Geology and Heritage Trail
In the Shadow of the Turbines
When the top of the Moor began to be ripped up for the road engineering necessary to get the huge turbines in their positions, and the concrete started to pour, it was a hard blow for volunteers to take.
But luckily TMRT was already working with Pennine Prospects Watershed Landscapes Project on a new Geology and Heritage Trail. With the help and support of Calderdale Council, Todmorden Town Council, and Todmorden Moor Commoners, the Trust was able to complete the Trail as its last project.
Follow the white topped posts. There is also a Trail Leaflet down-loadable here.
About the Trail
This was first thought about when we made contact with the West Yorkshire Geology Trust and realised the full importance of the coal balls. Thanks to Pennine Prospects’ “Watershed Landscapes Project” and Heritage Lottery funding the Trail is now a reality on the ground.

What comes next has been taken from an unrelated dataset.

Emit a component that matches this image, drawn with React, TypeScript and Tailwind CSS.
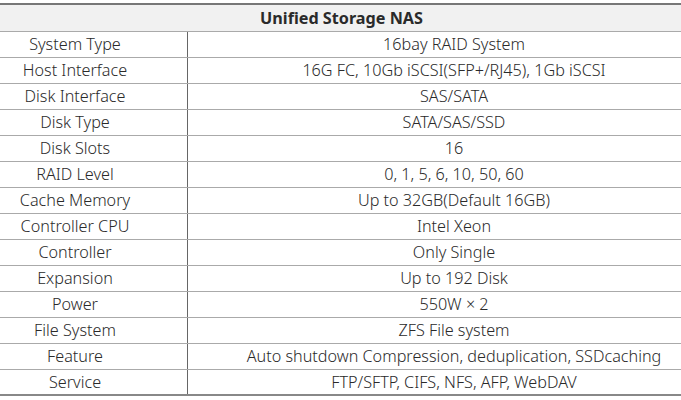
const rows: [string, string][] = [
  ["System Type", "16bay RAID System"],
  ["Host Interface", "16G FC, 10Gb iSCSI(SFP+/RJ45), 1Gb iSCSI"],
  ["Disk Interface", "SAS/SATA"],
  ["Disk Type", "SATA/SAS/SSD"],
  ["Disk Slots", "16"],
  ["RAID Level", "0, 1, 5, 6, 10, 50, 60"],
  ["Cache Memory", "Up to 32GB(Default 16GB)"],
  ["Controller CPU", "Intel Xeon"],
  ["Controller", "Only Single"],
  ["Expansion", "Up to 192 Disk"],
  ["Power", "550W × 2"],
  ["File System", "ZFS File system"],
  ["Feature", "Auto shutdown Compression, deduplication, SSDcaching"],
  ["Service", "FTP/SFTP, CIFS, NFS, AFP, WebDAV"],
];

export default function App() {
  return (
    <div className="w-[681px] h-[400px] overflow-hidden bg-white pt-[3px] text-[#2a2a2a] font-['Noto_Sans',sans-serif] text-[16.2px] font-light">
      {/* table is wider than the view, cropped on both sides */}
      <div className="w-[757px] -ml-[37px]">
        <div className="h-[29px] border-t-2 border-b border-t-[#777] border-b-[#aaa] bg-[#f1f1f1] flex items-center justify-center font-bold">
          Unified Storage NAS
        </div>
        {rows.map(([k, v], i) => (
          <div
            key={k}
            className={
              i === rows.length - 1
                ? "h-[26px] flex border-b-2 border-[#888]"
                : "h-[26px] flex border-b border-[#aaa]"
            }
          >
            <div className="w-[225px] shrink-0 border-r border-[#666] flex items-center justify-center">{k}</div>
            <div className="flex-1 flex items-center justify-center">{v}</div>
          </div>
        ))}
      </div>
    </div>
  );
}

It’s now Geology and Heritage together.
The evidence of early mines, clay workings, primitive stone crushing, and quarries on the moor all add to the interest of the Trail, and of course these workings were there only because of the geology of sandstones, mudstones (clay shales) and several coal seams.

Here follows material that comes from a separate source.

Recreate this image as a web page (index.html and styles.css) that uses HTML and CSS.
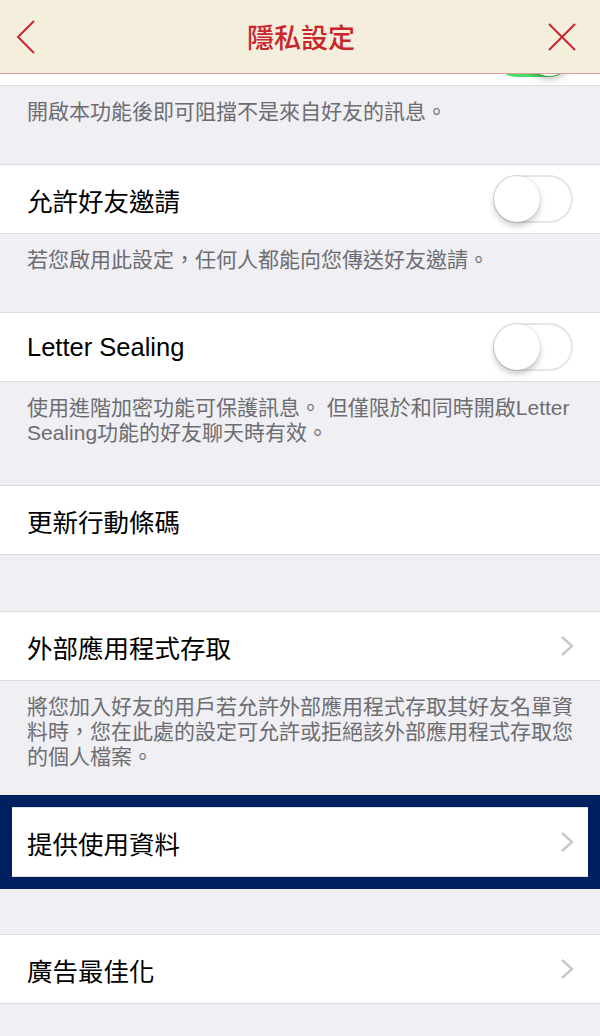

So, as well as some of the best views in the South Pennines, the Trail leads people over a historic landscape. There are old mine entrances disappearing into the vegetation, and many mine depressions scattered over the hillsides.
Some of these are dangerous and not to be climbed into. Until the middle of the last century men worked here in very harsh conditions.
With HLF money, Calderdale's Countryside Unit has put in waymarker posts, and arranged for large boulders to be moved into place to take some of the interpretation boards. These help us understand how the geology and man's exploitation of what they found have created the landscape that we see today. The panels also provide information on the fossils from more than 315 million years ago that can be found associated with the mine wastes.
The Trail is a circular route avoiding most of the wind farm site. The walk starts at the eastern end of Flower Scar Road with a large interpretation board to welcome you. There is a downloadable Trail leaflet to help, but if you cannot access this, the white-topped marker posts indicate the route well, and the interpretation boards give good information along your way.
The Stone Crusher site.
At the eastern end of Flower Scar Road where it joins Tower Causeway there was a small quarry - Guide Quarry. Next to it the local people set up a stone crusher. This consisted of a stone wheel dragged around a circular stone floor by a pony or donkey to crush the very soft local sandstone back to sand. This was then used on the floors of the farm houses.
The stone crusher, with its crushing floor and edge-stones, was moved in 1979 to Bacup and is in the care of the Bacup Natural History Society. The site of the crusher is now only marked by the central wooden post and a depression in the ground, now turned to bog.
As part of the Geology and Heritage Trail we have cleared part of this area around the boggy centre circle, providing a seat with a very good view, and placed one of the Trail’s interpretation Boards on a large boulder beside Flower Scar Road. This site is a small but interesting part of the social history of the Common, and the panel explains what the stone crusher was, and where the original can now be seen. The cost of the seat has been paid for with a Todmorden Town Council grant.